# Short problem:
Determine how many lines of the material hold the string "page" and reply with only that number.
:::
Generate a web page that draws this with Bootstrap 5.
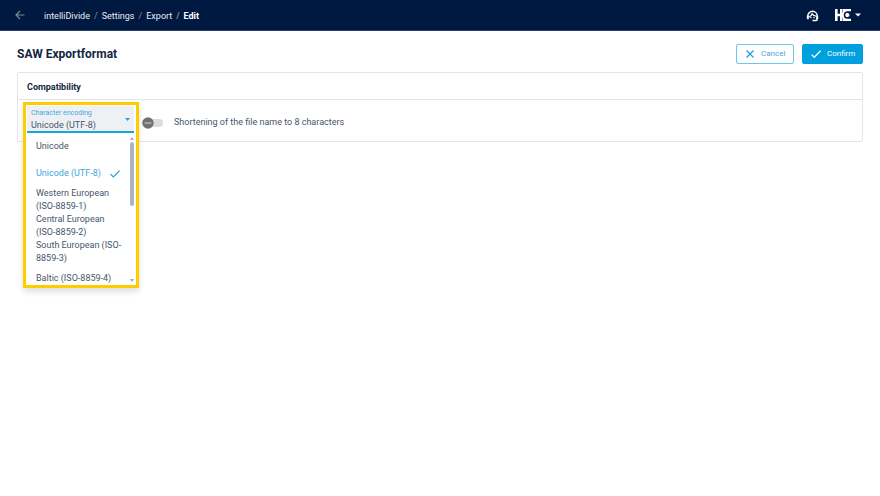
<!DOCTYPE html>
<html lang="en">
<head>
<meta charset="utf-8">
<meta name="viewport" content="width=device-width, initial-scale=1">
<title>SAW Exportformat</title>
<link href="https://cdn.jsdelivr.net/npm/bootstrap@5.3.0/dist/css/bootstrap.min.css" rel="stylesheet">
<style>
  body { font-family: Roboto, "Liberation Sans", sans-serif; font-size: 9px; line-height: 13px; color: #46566b; background: #fff; }
  svg { display: block; flex: none; }
  .topbar { height: 31px; padding: 0 19px 0 14px; background: #001941; border-bottom: 1px solid #2f4266; }
  .back-link { color: #7d8696; margin-right: 18px; }
  .crumbs { --bs-breadcrumb-divider-color: #8490a5; --bs-breadcrumb-item-padding-x: 4px; --bs-breadcrumb-item-active-color: #fff; font-size: 9px; line-height: 13px; padding-top: 2px; }
  .crumbs a { color: #e9edf3; text-decoration: none; }
  .icon-btn { background: none; border: 0; padding: 0; color: #fff; }
  .topbar-tools { gap: 16px; }
  .page { padding: 13px 17px 0; }
  .page-title { font-size: 12px; line-height: 20px; font-weight: 700; color: #14263f; margin: 0; }
  .action-btn { --bs-btn-font-size: 8px; --bs-btn-border-radius: 2px; --bs-btn-padding-x: 8px; --bs-btn-padding-y: 0; height: 20px; gap: 6px; }
  .btn-cancel { --bs-btn-color: #3fa9dc; --bs-btn-border-color: #6fc5ea; width: 58px; }
  .btn-confirm { --bs-btn-color: #fff; --bs-btn-bg: #009fdd; --bs-btn-border-color: #009fdd; width: 61px; }
  .panel { --bs-card-border-color: #e3e5e8; --bs-card-border-radius: 2px; margin-top: 8px; }
  .panel-head { padding: 7px 9px 5px; border-bottom: 1px solid #e3e5e8; font-size: 9px; line-height: 14px; font-weight: 700; color: #14263f; }
  .panel-body { height: 41px; padding-left: 124px; padding-top: 4px; }
  .picker { top: 29px; left: 5px; width: 116px; border: 3px solid #fc0; padding: 1px 2px 0 1px; background: #fff; box-shadow: 0 4px 6px rgba(0, 0, 0, .12); z-index: 2; }
  .field { background: #eef0f4; border-bottom: 2px solid #1ba3dc; height: 27px; padding: 2px 4px 0; }
  .field label { display: block; font-size: 7px; line-height: 11px; color: #3fa9dc; }
  .field select { appearance: none; display: block; width: 100%; border: 0; padding: 0; background: none; font-size: 9px; line-height: 12px; color: #46566b; outline: 0; }
  .field-caret { right: 4px; top: 12px; pointer-events: none; }
  .options { height: 152px; overflow: hidden; }
  .option { display: flex; align-items: center; width: 100%; min-height: 27px; border: 0; background: none; padding: 0 0 0 9px; text-align: left; color: #46566b; font-size: 9px; line-height: 13px; }
  .option-long { min-height: 26px; }
  .option-on { color: #3fa9dc; gap: 9px; }
  .option-list { width: 97px; }
  .rail { width: 5px; padding: 4px 0 3px; }
  .rail-thumb { width: 4px; height: 64px; border-radius: 2px; background: #aeb4bf; margin-top: 2px; }
  .toggle { width: 21px; height: 12px; }
  .toggle input { appearance: none; display: block; width: 21px; height: 8px; margin: 2px 0; background: #dcdcdc; border-radius: 4px; }
  .toggle svg { left: 0; top: 0; pointer-events: none; }
  .toggle-label { margin-left: 11px; }
</style>
<script src="https://cdn.jsdelivr.net/npm/bootstrap@5.3.0/dist/js/bootstrap.bundle.min.js"></script>
</head>
<body class="min-vh-100">
<header class="topbar d-flex align-items-center">
  <a class="back-link" href="#" aria-label="Back">
    <svg width="12" height="12" viewBox="0 0 12 12" fill="none" stroke="currentColor" stroke-width="1.2"><path d="M10.500 6H2M6 2 2 6l4 4"/></svg>
  </a>
  <nav aria-label="breadcrumb">
    <ol class="breadcrumb crumbs mb-0">
      <li class="breadcrumb-item"><a href="#">intelliDivide</a></li>
      <li class="breadcrumb-item"><a href="#">Settings</a></li>
      <li class="breadcrumb-item"><a href="#">Export</a></li>
      <li class="breadcrumb-item active fw-bold" aria-current="page">Edit</li>
    </ol>
  </nav>
  <div class="topbar-tools d-flex align-items-center ms-auto">
    <button class="icon-btn" type="button" aria-label="Support">
      <svg width="13" height="13" viewBox="0 0 13 13" fill="none" stroke="currentColor"><path stroke-width="1.500" d="M1.800 8.500V7a4.700 4.700 0 0 1 9.400 0v2.700q0 1.800-1.300 1.800H6.500"/><path stroke-width="1.300" d="M3.200 7.800Q5.500 7 6.100 4.900q1.200 2.100 3.800 2.200"/><path fill="currentColor" stroke="none" d="M.8 6.800h2v3.500H2q-1.200 0-1.200-1zM10.200 6.800h2v3.500h-2zM4.300 8h1.200v1.200H4.300zM7.400 8h1.200v1.200H7.400z"/></svg>
    </button>
    <button class="icon-btn d-flex align-items-center gap-1" type="button" aria-label="Account">
      <svg width="16" height="12" viewBox="0 0 16 12"><path fill="#fff" d="M0 0h2.600v4.800H5V0h11v12H5V7.200H2.600V12H0z"/><path fill="none" stroke="#001941" stroke-width="1.500" d="M16 2.900h-3.400a3.100 3.100 0 0 0 0 6.200H16"/><path fill="#001941" d="M12.600 2.900H16v6.200h-3.400z"/><circle cx="12.600" cy="6" r="1.900" fill="#fff"/><path fill="#001941" d="M7.300 0h.7v3.500h-.7zM7.300 8.500h.7V12h-.7z" opacity=".6"/></svg>
      <svg width="6" height="4" viewBox="0 0 6 4"><path fill="#fff" d="M0 .5h6L3 3.500z"/></svg>
    </button>
  </div>
</header>

<main class="page">
  <div class="d-flex align-items-center justify-content-between">
    <h1 class="page-title">SAW Exportformat</h1>
    <div class="d-flex gap-2">
      <button type="button" class="btn action-btn btn-cancel d-flex align-items-center">
        <svg width="10" height="10" viewBox="0 0 10 10" fill="none" stroke="#1b9cd8" stroke-width="1.200"><path d="m1.500 1.500 7 7m0-7-7 7"/></svg>Cancel
      </button>
      <button type="button" class="btn action-btn btn-confirm d-flex align-items-center">
        <svg width="10" height="10" viewBox="0 0 10 10" fill="none" stroke="currentColor" stroke-width="1.300"><path d="m.6 5.600 2.700 2.700L9.600 1.800"/></svg>Confirm
      </button>
    </div>
  </div>

  <section class="card panel position-relative">
    <h2 class="panel-head mb-0">Compatibility</h2>
    <div class="panel-body d-flex align-items-center">
      <div class="toggle position-relative">
        <input type="checkbox" role="switch" id="shorten">
        <svg class="position-absolute" width="12" height="12" viewBox="0 0 12 12"><circle cx="6" cy="6" r="5.700" fill="#717171"/><path stroke="#d5d5d5" stroke-width="1" d="M2.500 6h7"/></svg>
      </div>
      <label class="toggle-label" for="shorten">Shortening of the file name to 8 characters</label>
    </div>

    <div class="picker position-absolute">
      <div class="field position-relative">
        <label for="encoding">Character encoding</label>
        <select id="encoding"><option>Unicode (UTF-8)</option></select>
        <svg class="field-caret position-absolute" width="5" height="3" viewBox="0 0 5 3"><path fill="#1ba3dc" d="M0 0h5L2.500 3z"/></svg>
      </div>
      <div class="options d-flex justify-content-between">
        <div class="option-list" role="listbox" aria-label="Character encoding">
          <button type="button" role="option" class="option">Unicode</button>
          <button type="button" role="option" aria-selected="true" class="option option-on">Unicode (UTF-8)
            <svg width="10" height="10" viewBox="0 0 10 10" fill="none" stroke="#1ba3dc" stroke-width="1.200"><path d="m.6 5.200 2.700 2.700L9.600 1.600"/></svg>
          </button>
          <button type="button" role="option" class="option option-long">Western European (ISO-8859-1)</button>
          <button type="button" role="option" class="option option-long">Central European (ISO-8859-2)</button>
          <button type="button" role="option" class="option option-long">South European (ISO-8859-3)</button>
          <button type="button" role="option" class="option">Baltic (ISO-8859-4)</button>
        </div>
        <div class="rail d-flex flex-column align-items-center" aria-hidden="true">
          <svg width="4" height="3" viewBox="0 0 4 3"><path fill="#a5abb5" d="M0 3h4L2 0z"/></svg>
          <div class="rail-thumb"></div>
          <svg class="mt-auto" width="4" height="3" viewBox="0 0 4 3"><path fill="#a5abb5" d="M0 0h4L2 3z"/></svg>
        </div>
      </div>
    </div>
  </section>
</main>
</body>
</html>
:::
# Worked answer:
6